High desert, hugging the mountains close by. Elk, coyote, puma, bobcat, black bear, coons, skunk, etc. A bit off topic from the hatch along... but that is where one of the hatch alongers lives...Jeremiah Johnson territory
. Learned every thing I know from my step dad who IS Jeremiah from trapping, to working with him packing mules on a mule train up above tree line, skinning logs for camp etc.
One reason I like these Coturnix so much. They are so sustainable with their reproduction rate, feed conversion, personality. Good for this region which has short growing season, cold and heat extremes, deep snow years and drought years off and on, over and over. Hard to believe they hadn't been popular before.
Wonder if we are seeing a new trend. Are Quail a new trend in sustainable small scale farming? Particularly in a place like where I live. Or is the southwest finally catching up to what the east has known all along? Interesting. Sorry to muck up the hatch along thread, but that is the spirit of the thing.
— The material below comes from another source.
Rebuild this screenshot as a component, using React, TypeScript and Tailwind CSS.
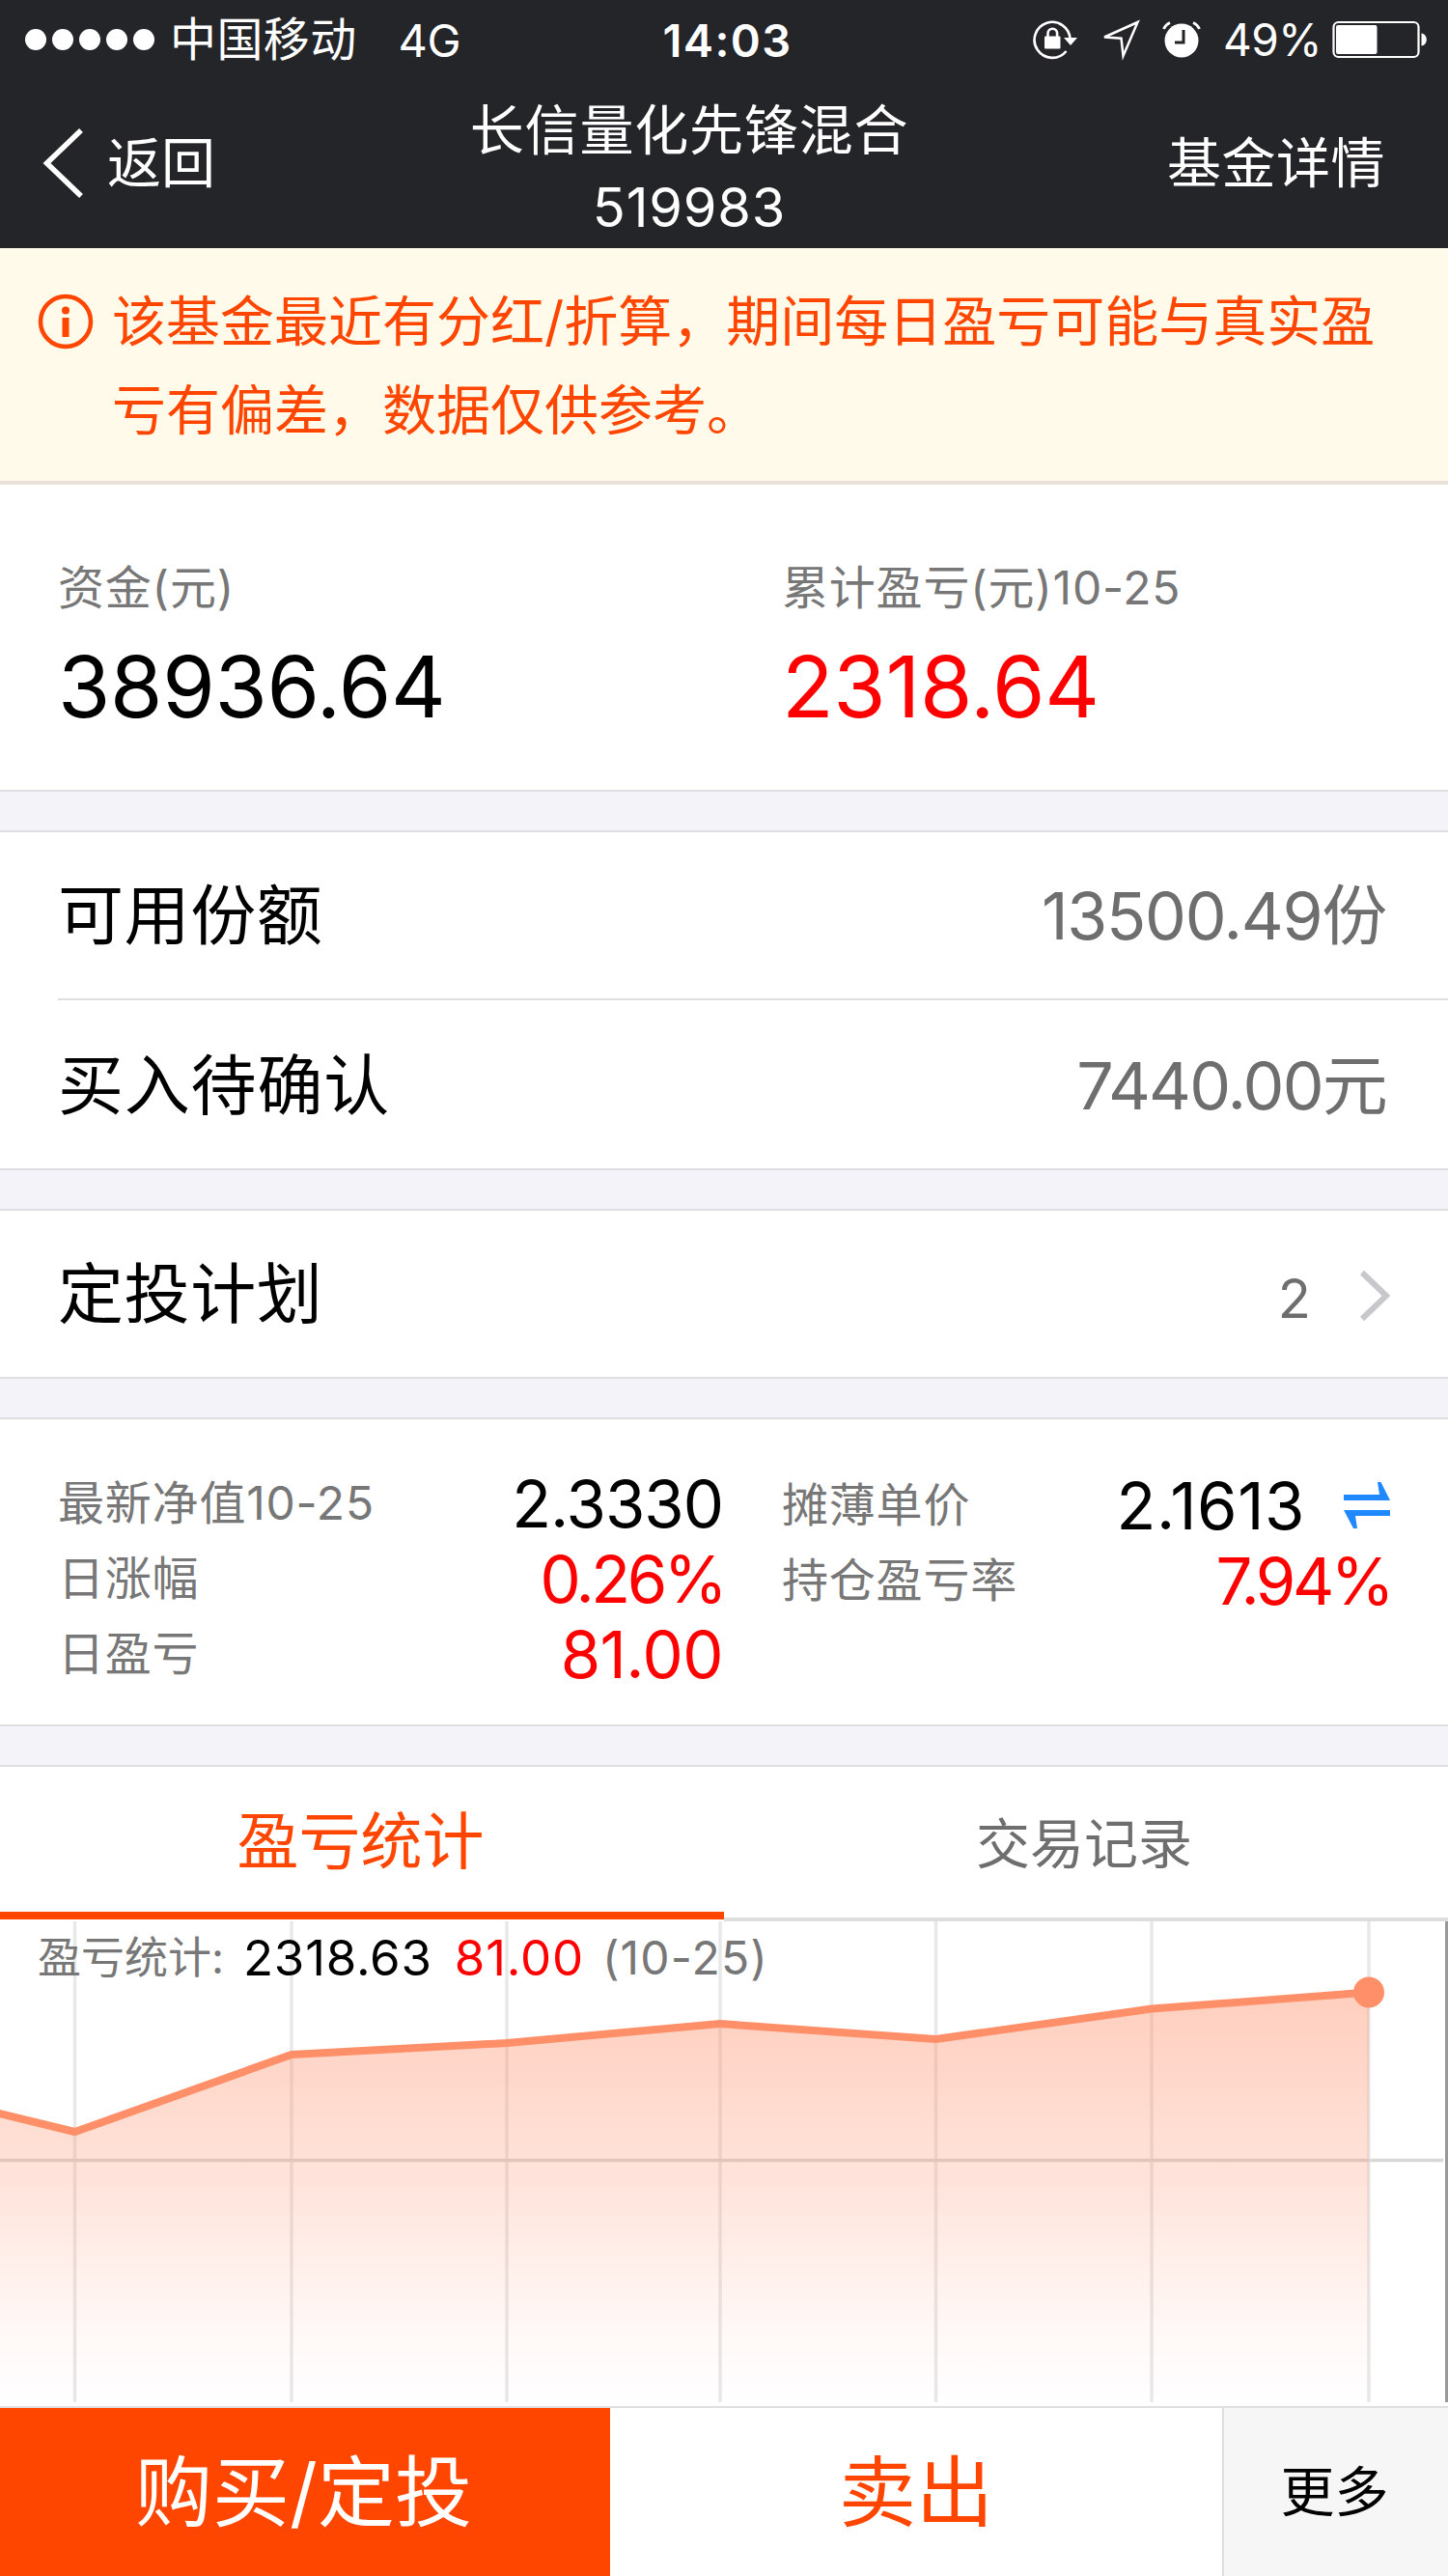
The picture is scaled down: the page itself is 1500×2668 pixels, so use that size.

Spreading the news, sharing the knowledge and doing it together comparing notes. I need to go back and answer Model A's primary questions at the beginning of the thread on hatching history experience...
Be back soon with that.
Tonya
My thought is that in a lot of urban homesteads ducks and chickens are not allowed but it says nothing about quail. Example where I live I may have 4 hens, but nothing is said on quails. So I have my 2 banty chickens, and neatly stacked weekly cleaned quail pens. So If i want meat grown on site it's quail. Now we're currently shopping for the right 5-10 acres, and when we do, i'll still have a bunch of quail, they're enjoyable, we love thier "song" (crowing) and for a bird my 7 year old can do the work on.